= Task to complete =
Leave out the pictures and repeat the rest of the material exactly.

= Data =
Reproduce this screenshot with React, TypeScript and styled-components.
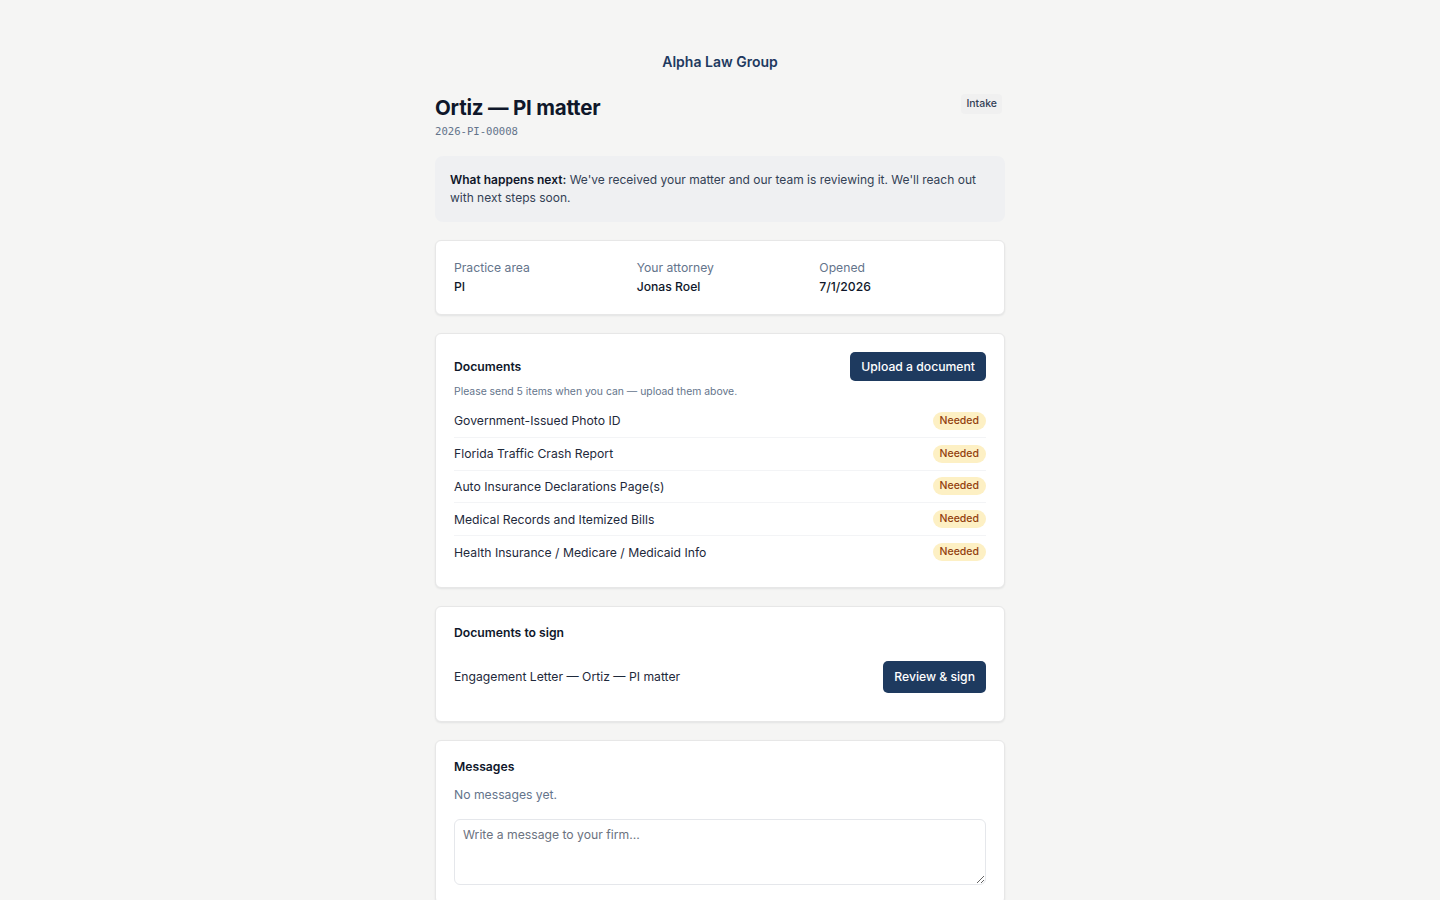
import React from "react";
import styled, { createGlobalStyle } from "styled-components";

const GlobalStyle = createGlobalStyle`
  * { box-sizing: border-box; }
  body {
    margin: 0;
    background: #f5f5f4;
    font-family: Inter, "Noto Sans", "Liberation Sans", sans-serif;
    color: #0f172a;
  }
`;

const Page = styled.div`
  width: 570px;
  margin: 0 auto;
  padding: 52px 0 40px;
`;

const FirmName = styled.div`
  text-align: center;
  font-size: 14px;
  font-weight: 600;
  color: #1e3a5f;
  line-height: 20px;
`;

const MatterHeader = styled.div`
  display: flex;
  justify-content: space-between;
  align-items: flex-start;
  margin-top: 22px;
`;

const MatterTitle = styled.h1`
  margin: 0;
  font-size: 20.5px;
  font-weight: 700;
  line-height: 28px;
  letter-spacing: -0.2px;
  color: #0f172a;
`;

const MatterNumber = styled.div`
  margin-top: 2px;
  font-family: "DejaVu Sans Mono", "Liberation Mono", monospace;
  font-size: 10.6px;
  color: #64748b;
  line-height: 14px;
`;

const StageBadge = styled.span`
  margin: 0 3px 0 0;
  padding: 3px 5px;
  border-radius: 4px;
  background: #f0f0f0;
  font-size: 10.5px;
  font-weight: 500;
  color: #334155;
  line-height: 14px;
`;

const NextStep = styled.div`
  margin-top: 18px;
  padding: 15px 15px;
  background: #eff0f2;
  border-radius: 8px;
  font-size: 12px;
  line-height: 18px;
  color: #334155;

  strong {
    font-weight: 600;
    color: #0f172a;
  }
`;

const Card = styled.section`
  margin-top: 18px;
  padding: 18px;
  background: #fff;
  border: 1px solid #e7e7e7;
  border-radius: 6px;
  box-shadow: 0 1px 2px rgba(15, 23, 42, 0.08);
`;

const Facts = styled.div`
  display: grid;
  grid-template-columns: repeat(3, 1fr);
  column-gap: 16px;
`;

const FactLabel = styled.div`
  font-size: 12.2px;
  color: #64748b;
  line-height: 18px;
`;

const FactValue = styled.div`
  margin-top: 1px;
  font-size: 12.2px;
  font-weight: 500;
  color: #0f172a;
  line-height: 18px;
`;

const CardHead = styled.div`
  display: flex;
  justify-content: space-between;
  align-items: center;
`;

const CardTitle = styled.h2`
  margin: 0;
  font-size: 12.2px;
  font-weight: 600;
  line-height: 16px;
  color: #0f172a;
`;

const PrimaryButton = styled.button<{ $tall?: boolean }>`
  height: ${(p) => (p.$tall ? "32px" : "29px")};
  padding: 0 11px;
  border: none;
  border-radius: 5px;
  background: #1e3a5f;
  color: #fff;
  font-family: inherit;
  font-size: 12.2px;
  font-weight: 500;
  cursor: pointer;
`;

const Hint = styled.p`
  margin: 3px 0 5px;
  font-size: 10.4px;
  line-height: 16px;
  color: #64748b;
`;

const DocRow = styled.div`
  display: flex;
  justify-content: space-between;
  align-items: center;
  height: 32.75px;
  border-bottom: 1px solid #f3f4f6;
  font-size: 12.2px;
  color: #1e293b;

  &:last-child {
    border-bottom: none;
  }
`;

const NeededBadge = styled.span`
  padding: 2px 7px;
  border-radius: 999px;
  background: #fdf0c4;
  color: #92400e;
  font-size: 10.5px;
  font-weight: 500;
  line-height: 14px;
`;

const SignRow = styled.div`
  display: flex;
  justify-content: space-between;
  align-items: center;
  margin-top: 12px;
  padding: 8px 0 10px;
  font-size: 12.2px;
  color: #1e293b;
`;

const EmptyNote = styled.p`
  margin: 10px 0 0;
  font-size: 12.2px;
  line-height: 20px;
  color: #64748b;
`;

const MessageBox = styled.textarea`
  display: block;
  width: 100%;
  height: 66px;
  margin-top: 14px;
  padding: 6px 8px;
  border: 1px solid #e5e7eb;
  border-radius: 6px;
  font-family: inherit;
  font-size: 12.2px;
  line-height: 18px;
  color: #0f172a;
  resize: vertical;

  &::placeholder {
    color: #6b7280;
  }
`;

const documents = [
  "Government-Issued Photo ID",
  "Florida Traffic Crash Report",
  "Auto Insurance Declarations Page(s)",
  "Medical Records and Itemized Bills",
  "Health Insurance / Medicare / Medicaid Info",
];

const App = () => {
  return (
    <>
      <GlobalStyle />
      <Page>
        <FirmName>Alpha Law Group</FirmName>

        <MatterHeader>
          <div>
            <MatterTitle>Ortiz — PI matter</MatterTitle>
            <MatterNumber>2026-PI-00008</MatterNumber>
          </div>
          <StageBadge>Intake</StageBadge>
        </MatterHeader>

        <NextStep>
          <strong>What happens next:</strong> We've received your matter and our team is
          reviewing it. We'll reach out with next steps soon.
        </NextStep>

        <Card>
          <Facts>
            <div>
              <FactLabel>Practice area</FactLabel>
              <FactValue>PI</FactValue>
            </div>
            <div>
              <FactLabel>Your attorney</FactLabel>
              <FactValue>Jonas Roel</FactValue>
            </div>
            <div>
              <FactLabel>Opened</FactLabel>
              <FactValue>7/1/2026</FactValue>
            </div>
          </Facts>
        </Card>

        <Card>
          <CardHead>
            <CardTitle>Documents</CardTitle>
            <PrimaryButton>Upload a document</PrimaryButton>
          </CardHead>
          <Hint>Please send 5 items when you can — upload them above.</Hint>
          {documents.map((doc) => (
            <DocRow key={doc}>
              <span>{doc}</span>
              <NeededBadge>Needed</NeededBadge>
            </DocRow>
          ))}
        </Card>

        <Card>
          <CardTitle>Documents to sign</CardTitle>
          <SignRow>
            <span>Engagement Letter — Ortiz — PI matter</span>
            <PrimaryButton $tall>Review &amp; sign</PrimaryButton>
          </SignRow>
        </Card>

        <Card>
          <CardTitle>Messages</CardTitle>
          <EmptyNote>No messages yet.</EmptyNote>
          <MessageBox placeholder="Write a message to your firm…" />
        </Card>
      </Page>
    </>
  );
};

export default App;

= Solution for this exercise =
Reproduce this screenshot with React, TypeScript and styled-components.
import React from "react";
import styled, { createGlobalStyle } from "styled-components";

const GlobalStyle = createGlobalStyle`
  * { box-sizing: border-box; }
  body {
    margin: 0;
    background: #f5f5f4;
    font-family: Inter, "Noto Sans", "Liberation Sans", sans-serif;
    color: #0f172a;
  }
`;

const Page = styled.div`
  width: 570px;
  margin: 0 auto;
  padding: 52px 0 40px;
`;

const FirmName = styled.div`
  text-align: center;
  font-size: 14px;
  font-weight: 600;
  color: #1e3a5f;
  line-height: 20px;
`;

const MatterHeader = styled.div`
  display: flex;
  justify-content: space-between;
  align-items: flex-start;
  margin-top: 22px;
`;

const MatterTitle = styled.h1`
  margin: 0;
  font-size: 20.5px;
  font-weight: 700;
  line-height: 28px;
  letter-spacing: -0.2px;
  color: #0f172a;
`;

const MatterNumber = styled.div`
  margin-top: 2px;
  font-family: "DejaVu Sans Mono", "Liberation Mono", monospace;
  font-size: 10.6px;
  color: #64748b;
  line-height: 14px;
`;

const StageBadge = styled.span`
  margin: 0 3px 0 0;
  padding: 3px 5px;
  border-radius: 4px;
  background: #f0f0f0;
  font-size: 10.5px;
  font-weight: 500;
  color: #334155;
  line-height: 14px;
`;

const NextStep = styled.div`
  margin-top: 18px;
  padding: 15px 15px;
  background: #eff0f2;
  border-radius: 8px;
  font-size: 12px;
  line-height: 18px;
  color: #334155;

  strong {
    font-weight: 600;
    color: #0f172a;
  }
`;

const Card = styled.section`
  margin-top: 18px;
  padding: 18px;
  background: #fff;
  border: 1px solid #e7e7e7;
  border-radius: 6px;
  box-shadow: 0 1px 2px rgba(15, 23, 42, 0.08);
`;

const Facts = styled.div`
  display: grid;
  grid-template-columns: repeat(3, 1fr);
  column-gap: 16px;
`;

const FactLabel = styled.div`
  font-size: 12.2px;
  color: #64748b;
  line-height: 18px;
`;

const FactValue = styled.div`
  margin-top: 1px;
  font-size: 12.2px;
  font-weight: 500;
  color: #0f172a;
  line-height: 18px;
`;

const CardHead = styled.div`
  display: flex;
  justify-content: space-between;
  align-items: center;
`;

const CardTitle = styled.h2`
  margin: 0;
  font-size: 12.2px;
  font-weight: 600;
  line-height: 16px;
  color: #0f172a;
`;

const PrimaryButton = styled.button<{ $tall?: boolean }>`
  height: ${(p) => (p.$tall ? "32px" : "29px")};
  padding: 0 11px;
  border: none;
  border-radius: 5px;
  background: #1e3a5f;
  color: #fff;
  font-family: inherit;
  font-size: 12.2px;
  font-weight: 500;
  cursor: pointer;
`;

const Hint = styled.p`
  margin: 3px 0 5px;
  font-size: 10.4px;
  line-height: 16px;
  color: #64748b;
`;

const DocRow = styled.div`
  display: flex;
  justify-content: space-between;
  align-items: center;
  height: 32.75px;
  border-bottom: 1px solid #f3f4f6;
  font-size: 12.2px;
  color: #1e293b;

  &:last-child {
    border-bottom: none;
  }
`;

const NeededBadge = styled.span`
  padding: 2px 7px;
  border-radius: 999px;
  background: #fdf0c4;
  color: #92400e;
  font-size: 10.5px;
  font-weight: 500;
  line-height: 14px;
`;

const SignRow = styled.div`
  display: flex;
  justify-content: space-between;
  align-items: center;
  margin-top: 12px;
  padding: 8px 0 10px;
  font-size: 12.2px;
  color: #1e293b;
`;

const EmptyNote = styled.p`
  margin: 10px 0 0;
  font-size: 12.2px;
  line-height: 20px;
  color: #64748b;
`;

const MessageBox = styled.textarea`
  display: block;
  width: 100%;
  height: 66px;
  margin-top: 14px;
  padding: 6px 8px;
  border: 1px solid #e5e7eb;
  border-radius: 6px;
  font-family: inherit;
  font-size: 12.2px;
  line-height: 18px;
  color: #0f172a;
  resize: vertical;

  &::placeholder {
    color: #6b7280;
  }
`;

const documents = [
  "Government-Issued Photo ID",
  "Florida Traffic Crash Report",
  "Auto Insurance Declarations Page(s)",
  "Medical Records and Itemized Bills",
  "Health Insurance / Medicare / Medicaid Info",
];

const App = () => {
  return (
    <>
      <GlobalStyle />
      <Page>
        <FirmName>Alpha Law Group</FirmName>

        <MatterHeader>
          <div>
            <MatterTitle>Ortiz — PI matter</MatterTitle>
            <MatterNumber>2026-PI-00008</MatterNumber>
          </div>
          <StageBadge>Intake</StageBadge>
        </MatterHeader>

        <NextStep>
          <strong>What happens next:</strong> We've received your matter and our team is
          reviewing it. We'll reach out with next steps soon.
        </NextStep>

        <Card>
          <Facts>
            <div>
              <FactLabel>Practice area</FactLabel>
              <FactValue>PI</FactValue>
            </div>
            <div>
              <FactLabel>Your attorney</FactLabel>
              <FactValue>Jonas Roel</FactValue>
            </div>
            <div>
              <FactLabel>Opened</FactLabel>
              <FactValue>7/1/2026</FactValue>
            </div>
          </Facts>
        </Card>

        <Card>
          <CardHead>
            <CardTitle>Documents</CardTitle>
            <PrimaryButton>Upload a document</PrimaryButton>
          </CardHead>
          <Hint>Please send 5 items when you can — upload them above.</Hint>
          {documents.map((doc) => (
            <DocRow key={doc}>
              <span>{doc}</span>
              <NeededBadge>Needed</NeededBadge>
            </DocRow>
          ))}
        </Card>

        <Card>
          <CardTitle>Documents to sign</CardTitle>
          <SignRow>
            <span>Engagement Letter — Ortiz — PI matter</span>
            <PrimaryButton $tall>Review &amp; sign</PrimaryButton>
          </SignRow>
        </Card>

        <Card>
          <CardTitle>Messages</CardTitle>
          <EmptyNote>No messages yet.</EmptyNote>
          <MessageBox placeholder="Write a message to your firm…" />
        </Card>
      </Page>
    </>
  );
};

export default App;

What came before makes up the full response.